▶ **Dataset section**:
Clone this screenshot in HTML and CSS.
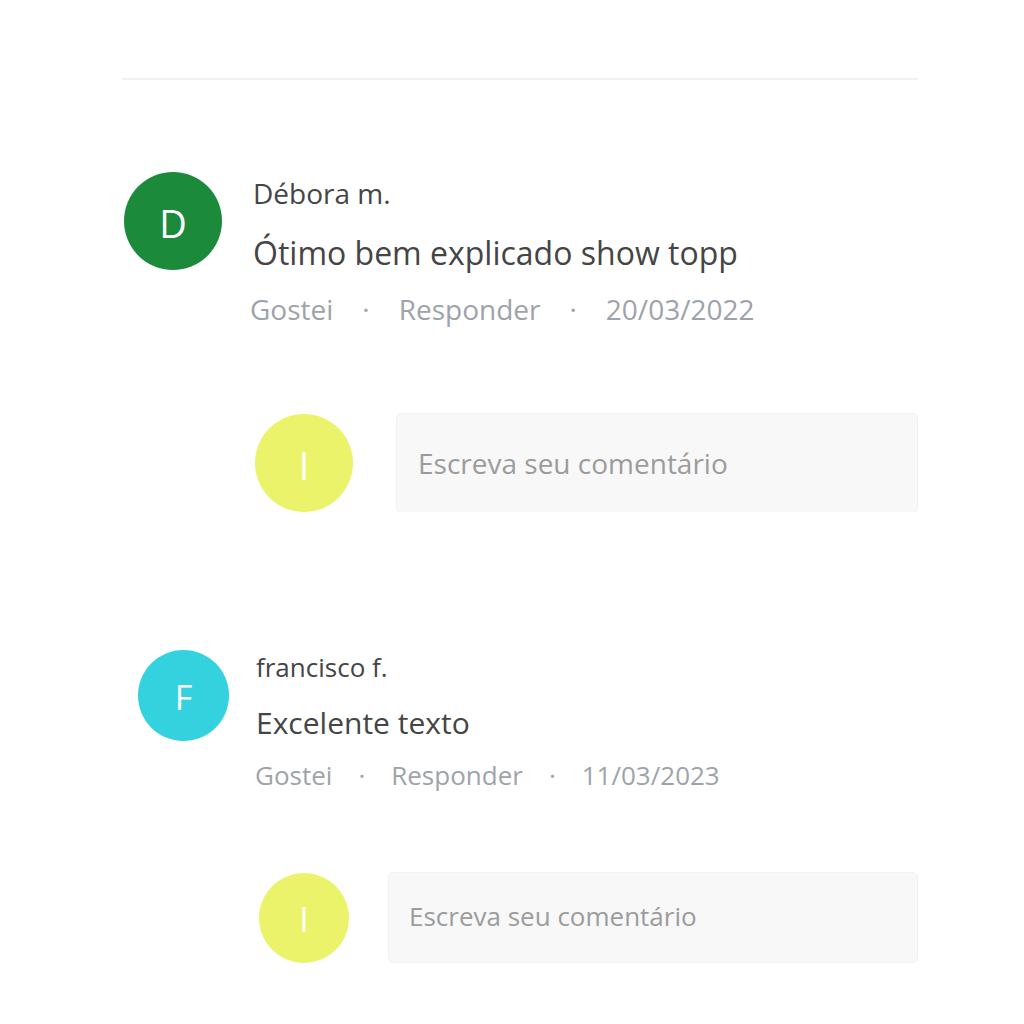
FILE: index.html
```html
<!DOCTYPE html>
<html lang="pt-BR">
<head>
<meta charset="utf-8">
<title>Comentários</title>
<link rel="stylesheet" href="styles.css">
</head>
<body>
<div class="panel panel-a">
  <div class="divider"></div>
  <div class="comment comment-a">
    <div class="avatar avatar-green">D</div>
    <div class="body">
      <div class="name">Débora m.</div>
      <div class="text">Ótimo bem explicado show topp</div>
      <div class="meta">
        <span>Gostei</span><span class="dot">·</span><span>Responder</span><span class="dot">·</span><span>20/03/2022</span>
      </div>
    </div>
  </div>
  <div class="reply reply-a">
    <div class="avatar avatar-yellow">I</div>
    <div class="input">Escreva seu comentário</div>
  </div>
</div>
<div class="panel panel-b">
  <div class="comment comment-b">
    <div class="avatar avatar-cyan">F</div>
    <div class="body">
      <div class="name">francisco f.</div>
      <div class="text">Excelente texto</div>
      <div class="meta">
        <span>Gostei</span><span class="dot">·</span><span>Responder</span><span class="dot">·</span><span>11/03/2023</span>
      </div>
    </div>
  </div>
  <div class="reply reply-b">
    <div class="avatar avatar-yellow">I</div>
    <div class="input">Escreva seu comentário</div>
  </div>
</div>
</body>
</html>
```
FILE: styles.css
```css
html, body {
  margin: 0;
  padding: 0;
  background: #ffffff;
}
body {
  font-family: "Open Sans", "Noto Sans", sans-serif;
  color: #454545;
  width: 1024px;
}
.panel {
  overflow: hidden;
}
.panel-a {
  height: 512px;
  padding-top: 78px;
  box-sizing: border-box;
}
.divider {
  margin-left: 122px;
  width: 796px;
  height: 2px;
  background: #f1f1f1;
}
.comment {
  display: flex;
  align-items: flex-start;
}
.avatar {
  flex: none;
  border-radius: 50%;
  color: #ffffff;
  display: flex;
  align-items: center;
  justify-content: center;
  box-sizing: border-box;
  line-height: 1;
}
.avatar-green { background: #1b8b3b; }
.avatar-cyan { background: #33d2de; }
.avatar-yellow { background: #ebf36b; color: #ffffff; }

.name, .text, .meta { white-space: nowrap; }
.meta {
  display: flex;
  color: #9ea3aa;
}

/* Section A */
.comment-a {
  margin-top: 92px;
  padding-left: 124px;
}
.comment-a .avatar {
  width: 98px;
  height: 98px;
  font-size: 38px;
  padding-top: 4px;
  margin-right: 28px;
}
.comment-a .body { margin-top: 2px; }
.comment-a .name { font-size: 28px; line-height: 38px; padding-left: 3px; }
.comment-a .text { font-size: 32px; line-height: 44px; margin-top: 19px; padding-left: 3px; }
.comment-a .meta { font-size: 28px; line-height: 38px; margin-top: 15px; gap: 29px; }

.reply {
  display: flex;
  align-items: center;
  width: 918px;
  box-sizing: border-box;
}
.reply-a {
  margin-top: 85px;
  padding-left: 255px;
}
.reply-a .avatar {
  width: 98px;
  height: 98px;
  font-size: 38px;
  padding-top: 4px;
  margin-right: 43px;
}
.input {
  flex: 1;
  background: #f8f8f8;
  border: 1px solid #f2f2f2;
  border-radius: 5px;
  color: #9c9c9c;
  box-sizing: border-box;
  white-space: nowrap;
}
.reply-a .input {
  height: 100px;
  font-size: 28px;
  line-height: 38px;
  padding: 30px 0 0 21px;
}

/* Section B */
.comment-b {
  margin-top: 138px;
  padding-left: 138px;
}
.comment-b .avatar {
  width: 91px;
  height: 91px;
  font-size: 34px;
  padding-top: 3px;
  margin-right: 26px;
}
.comment-b .name { font-size: 26px; line-height: 35px; padding-left: 1px; }
.comment-b .text { font-size: 30px; line-height: 40px; margin-top: 18px; padding-left: 1px; }
.comment-b .meta { font-size: 26px; line-height: 35px; margin-top: 15px; gap: 26px; }

.reply-b {
  margin-top: 79px;
  padding-left: 259px;
}
.reply-b .avatar {
  width: 90px;
  height: 90px;
  font-size: 34px;
  padding-top: 3px;
  margin-right: 39px;
}
.reply-b .input {
  height: 91px;
  font-size: 26px;
  line-height: 35px;
  padding: 26px 0 0 20px;
}
```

▶ **Written instruction**:
Write out the listing above exactly as it stands, pictures excluded.

▶ **Final result**:
Clone this screenshot in HTML and CSS.
FILE: index.html
```html
<!DOCTYPE html>
<html lang="pt-BR">
<head>
<meta charset="utf-8">
<title>Comentários</title>
<link rel="stylesheet" href="styles.css">
</head>
<body>
<div class="panel panel-a">
  <div class="divider"></div>
  <div class="comment comment-a">
    <div class="avatar avatar-green">D</div>
    <div class="body">
      <div class="name">Débora m.</div>
      <div class="text">Ótimo bem explicado show topp</div>
      <div class="meta">
        <span>Gostei</span><span class="dot">·</span><span>Responder</span><span class="dot">·</span><span>20/03/2022</span>
      </div>
    </div>
  </div>
  <div class="reply reply-a">
    <div class="avatar avatar-yellow">I</div>
    <div class="input">Escreva seu comentário</div>
  </div>
</div>
<div class="panel panel-b">
  <div class="comment comment-b">
    <div class="avatar avatar-cyan">F</div>
    <div class="body">
      <div class="name">francisco f.</div>
      <div class="text">Excelente texto</div>
      <div class="meta">
        <span>Gostei</span><span class="dot">·</span><span>Responder</span><span class="dot">·</span><span>11/03/2023</span>
      </div>
    </div>
  </div>
  <div class="reply reply-b">
    <div class="avatar avatar-yellow">I</div>
    <div class="input">Escreva seu comentário</div>
  </div>
</div>
</body>
</html>
```
FILE: styles.css
```css
html, body {
  margin: 0;
  padding: 0;
  background: #ffffff;
}
body {
  font-family: "Open Sans", "Noto Sans", sans-serif;
  color: #454545;
  width: 1024px;
}
.panel {
  overflow: hidden;
}
.panel-a {
  height: 512px;
  padding-top: 78px;
  box-sizing: border-box;
}
.divider {
  margin-left: 122px;
  width: 796px;
  height: 2px;
  background: #f1f1f1;
}
.comment {
  display: flex;
  align-items: flex-start;
}
.avatar {
  flex: none;
  border-radius: 50%;
  color: #ffffff;
  display: flex;
  align-items: center;
  justify-content: center;
  box-sizing: border-box;
  line-height: 1;
}
.avatar-green { background: #1b8b3b; }
.avatar-cyan { background: #33d2de; }
.avatar-yellow { background: #ebf36b; color: #ffffff; }

.name, .text, .meta { white-space: nowrap; }
.meta {
  display: flex;
  color: #9ea3aa;
}

/* Section A */
.comment-a {
  margin-top: 92px;
  padding-left: 124px;
}
.comment-a .avatar {
  width: 98px;
  height: 98px;
  font-size: 38px;
  padding-top: 4px;
  margin-right: 28px;
}
.comment-a .body { margin-top: 2px; }
.comment-a .name { font-size: 28px; line-height: 38px; padding-left: 3px; }
.comment-a .text { font-size: 32px; line-height: 44px; margin-top: 19px; padding-left: 3px; }
.comment-a .meta { font-size: 28px; line-height: 38px; margin-top: 15px; gap: 29px; }

.reply {
  display: flex;
  align-items: center;
  width: 918px;
  box-sizing: border-box;
}
.reply-a {
  margin-top: 85px;
  padding-left: 255px;
}
.reply-a .avatar {
  width: 98px;
  height: 98px;
  font-size: 38px;
  padding-top: 4px;
  margin-right: 43px;
}
.input {
  flex: 1;
  background: #f8f8f8;
  border: 1px solid #f2f2f2;
  border-radius: 5px;
  color: #9c9c9c;
  box-sizing: border-box;
  white-space: nowrap;
}
.reply-a .input {
  height: 100px;
  font-size: 28px;
  line-height: 38px;
  padding: 30px 0 0 21px;
}

/* Section B */
.comment-b {
  margin-top: 138px;
  padding-left: 138px;
}
.comment-b .avatar {
  width: 91px;
  height: 91px;
  font-size: 34px;
  padding-top: 3px;
  margin-right: 26px;
}
.comment-b .name { font-size: 26px; line-height: 35px; padding-left: 1px; }
.comment-b .text { font-size: 30px; line-height: 40px; margin-top: 18px; padding-left: 1px; }
.comment-b .meta { font-size: 26px; line-height: 35px; margin-top: 15px; gap: 26px; }

.reply-b {
  margin-top: 79px;
  padding-left: 259px;
}
.reply-b .avatar {
  width: 90px;
  height: 90px;
  font-size: 34px;
  padding-top: 3px;
  margin-right: 39px;
}
.reply-b .input {
  height: 91px;
  font-size: 26px;
  line-height: 35px;
  padding: 26px 0 0 20px;
}
```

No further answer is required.